BEGIN Data excerpt
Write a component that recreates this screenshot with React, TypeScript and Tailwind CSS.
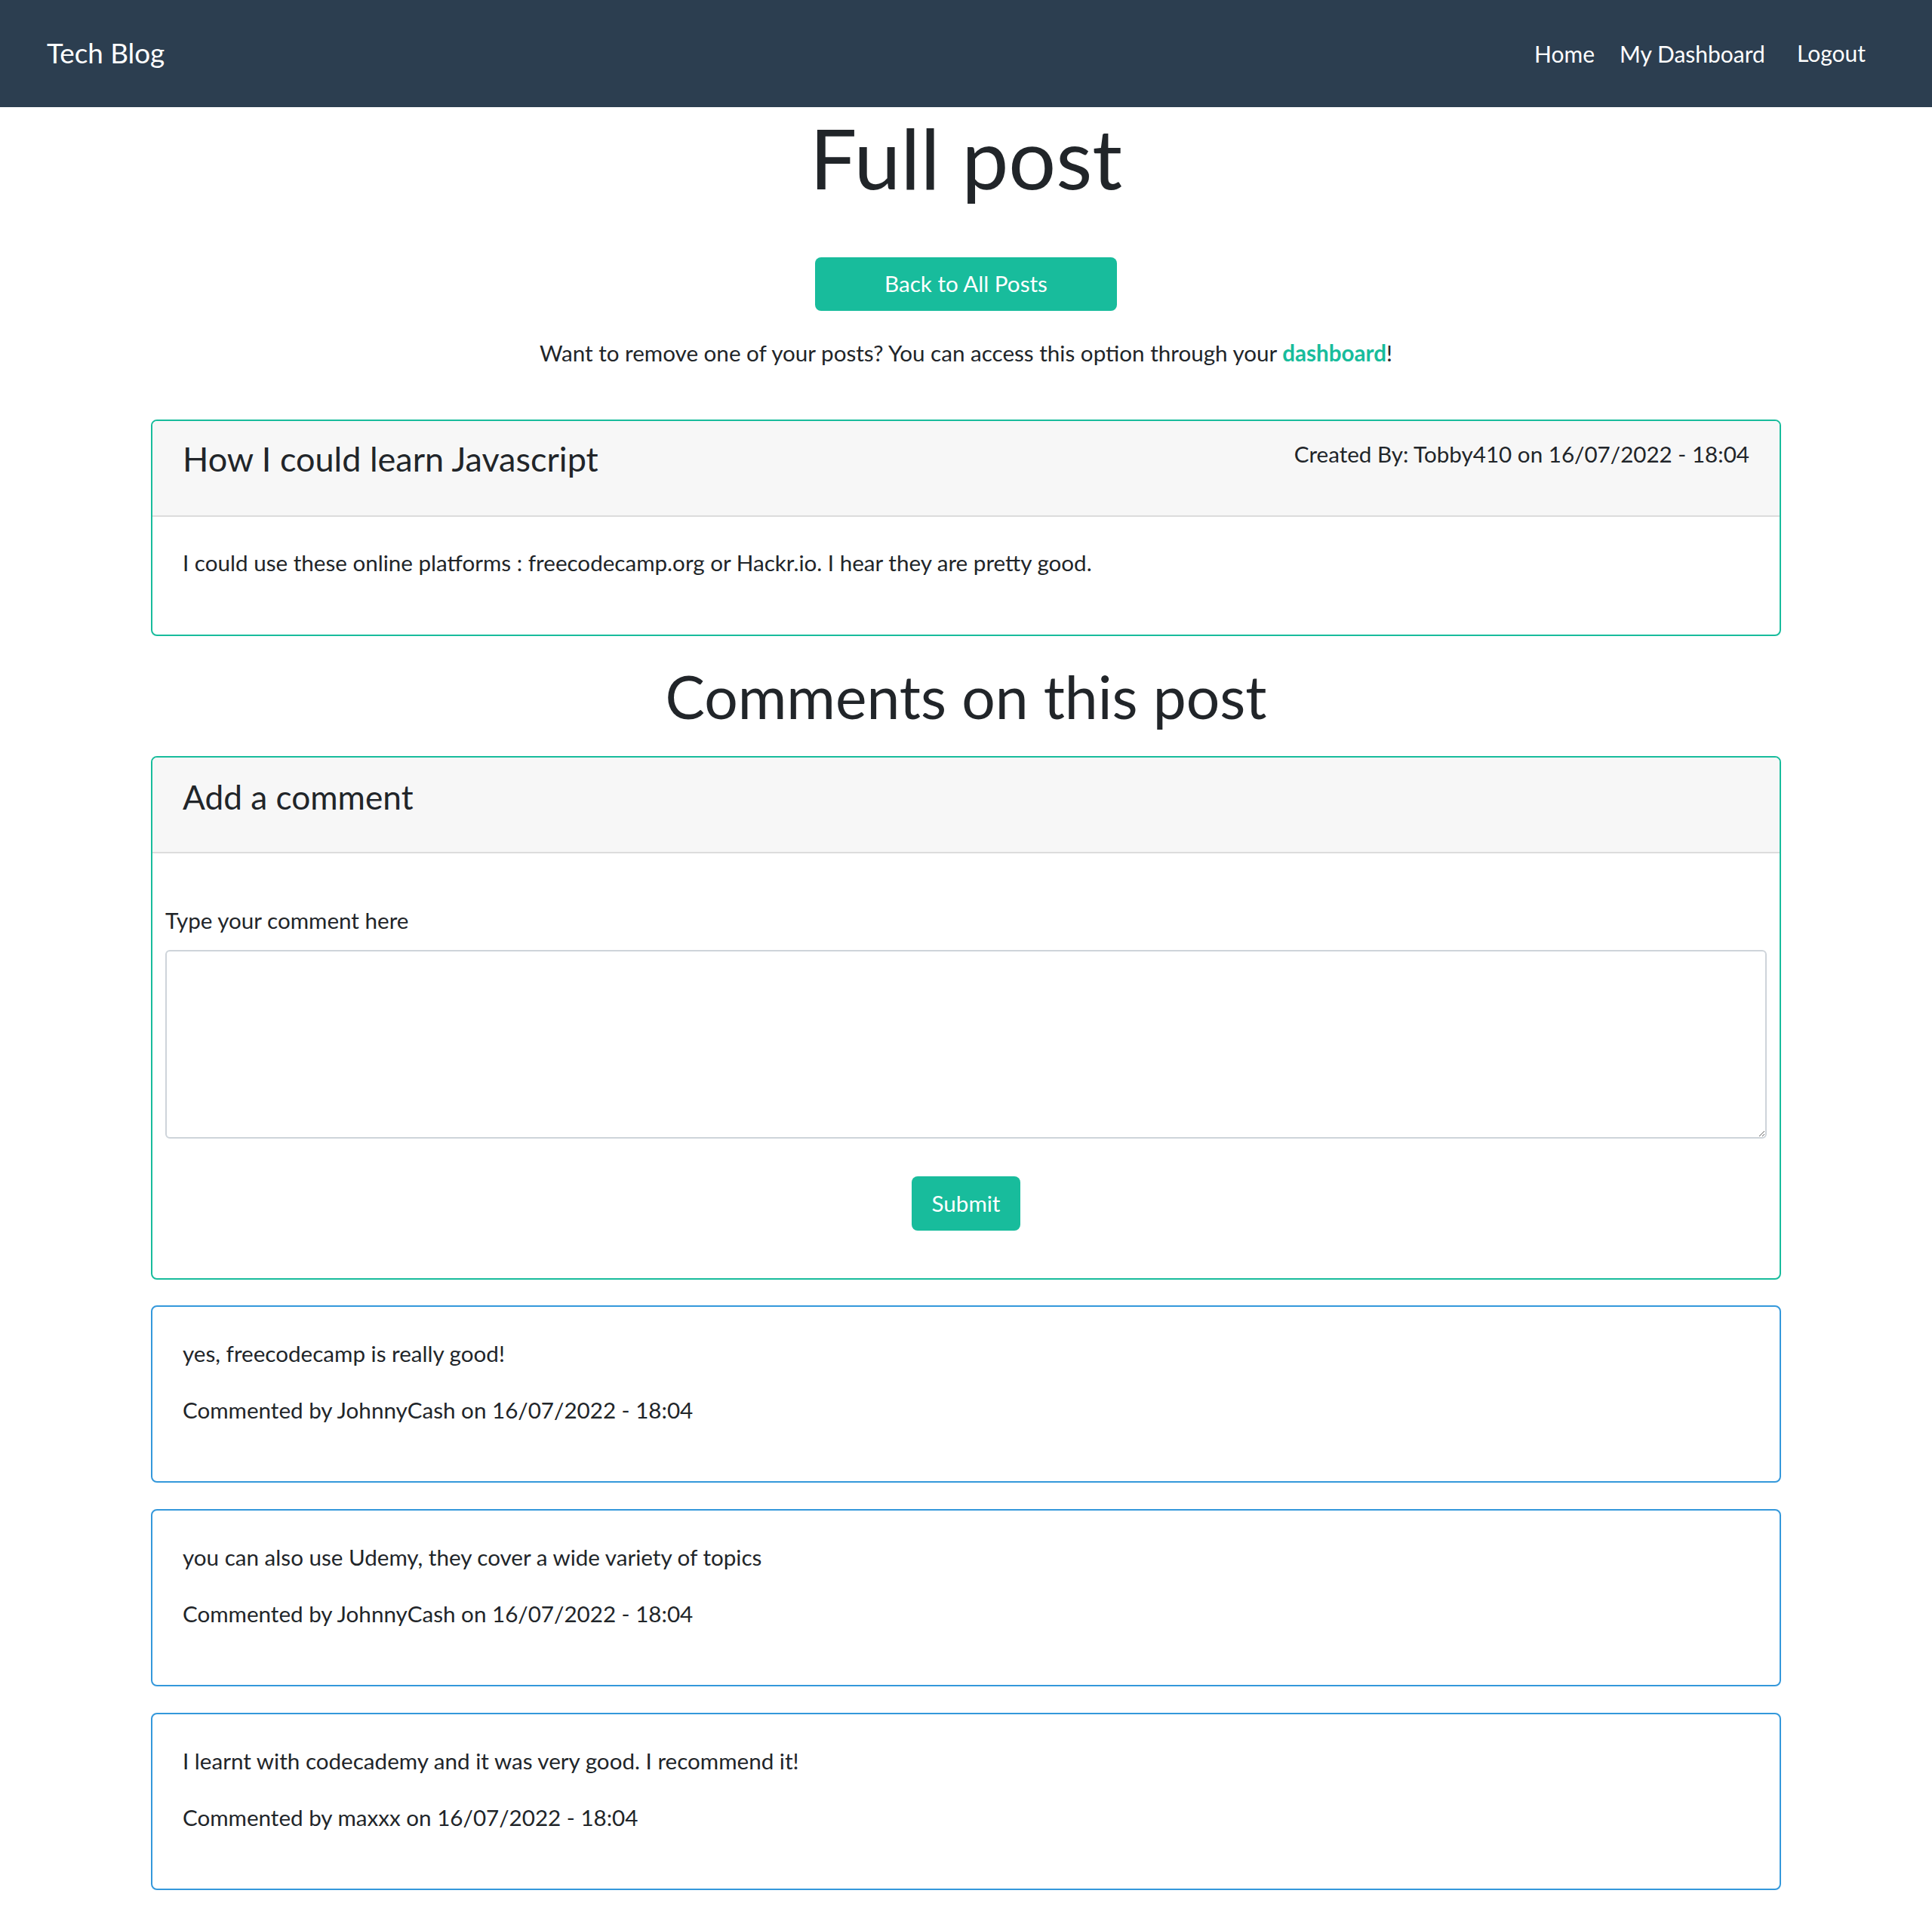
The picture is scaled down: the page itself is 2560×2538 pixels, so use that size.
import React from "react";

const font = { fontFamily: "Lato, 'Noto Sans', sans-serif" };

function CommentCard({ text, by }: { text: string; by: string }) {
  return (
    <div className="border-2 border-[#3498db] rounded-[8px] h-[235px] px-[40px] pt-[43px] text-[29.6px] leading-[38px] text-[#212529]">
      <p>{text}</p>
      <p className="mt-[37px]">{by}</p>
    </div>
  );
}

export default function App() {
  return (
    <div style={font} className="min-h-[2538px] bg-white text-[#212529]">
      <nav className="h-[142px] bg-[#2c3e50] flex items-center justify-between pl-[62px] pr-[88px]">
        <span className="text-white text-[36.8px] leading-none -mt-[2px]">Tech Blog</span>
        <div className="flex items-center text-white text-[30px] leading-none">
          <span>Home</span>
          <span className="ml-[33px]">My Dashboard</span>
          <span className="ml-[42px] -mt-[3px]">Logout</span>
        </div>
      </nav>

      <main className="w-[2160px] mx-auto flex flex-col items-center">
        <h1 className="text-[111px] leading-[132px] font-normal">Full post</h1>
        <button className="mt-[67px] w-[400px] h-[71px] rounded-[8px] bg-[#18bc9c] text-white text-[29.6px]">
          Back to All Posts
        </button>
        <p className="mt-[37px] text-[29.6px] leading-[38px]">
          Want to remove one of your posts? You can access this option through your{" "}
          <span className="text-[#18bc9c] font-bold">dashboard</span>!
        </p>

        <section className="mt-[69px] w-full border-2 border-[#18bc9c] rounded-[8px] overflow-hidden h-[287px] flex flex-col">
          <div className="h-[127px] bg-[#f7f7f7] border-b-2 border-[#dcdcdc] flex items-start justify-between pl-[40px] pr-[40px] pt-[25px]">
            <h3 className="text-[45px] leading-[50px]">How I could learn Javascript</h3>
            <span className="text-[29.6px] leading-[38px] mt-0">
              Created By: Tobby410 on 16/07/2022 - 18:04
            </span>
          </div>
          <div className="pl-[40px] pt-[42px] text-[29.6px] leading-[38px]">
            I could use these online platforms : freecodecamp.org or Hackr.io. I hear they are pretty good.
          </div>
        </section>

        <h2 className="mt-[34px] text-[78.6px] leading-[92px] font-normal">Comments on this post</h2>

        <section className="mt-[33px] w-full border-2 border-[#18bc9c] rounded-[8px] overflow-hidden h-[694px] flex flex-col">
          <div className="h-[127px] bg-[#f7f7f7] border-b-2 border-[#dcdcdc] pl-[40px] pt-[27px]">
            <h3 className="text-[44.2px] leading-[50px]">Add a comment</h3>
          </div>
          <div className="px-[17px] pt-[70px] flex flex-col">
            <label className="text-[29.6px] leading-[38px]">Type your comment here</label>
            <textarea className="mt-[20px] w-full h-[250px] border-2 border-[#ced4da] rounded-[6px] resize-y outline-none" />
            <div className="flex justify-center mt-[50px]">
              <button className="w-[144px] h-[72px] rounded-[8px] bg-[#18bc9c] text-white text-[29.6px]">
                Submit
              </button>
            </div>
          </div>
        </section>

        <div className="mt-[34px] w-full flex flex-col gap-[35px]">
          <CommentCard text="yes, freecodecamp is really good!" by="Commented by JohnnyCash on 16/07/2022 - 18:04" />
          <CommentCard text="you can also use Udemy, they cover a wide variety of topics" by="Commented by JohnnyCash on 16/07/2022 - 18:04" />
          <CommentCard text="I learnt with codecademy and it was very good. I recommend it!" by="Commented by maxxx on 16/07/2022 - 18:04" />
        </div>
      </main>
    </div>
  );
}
END Data excerpt
## Exercise aim
Find the word "that" in the data and copy out each line where it turns up.

## Result below
Write a component that recreates this screenshot with React, TypeScript and Tailwind CSS.
The picture is scaled down: the page itself is 2560×2538 pixels, so use that size.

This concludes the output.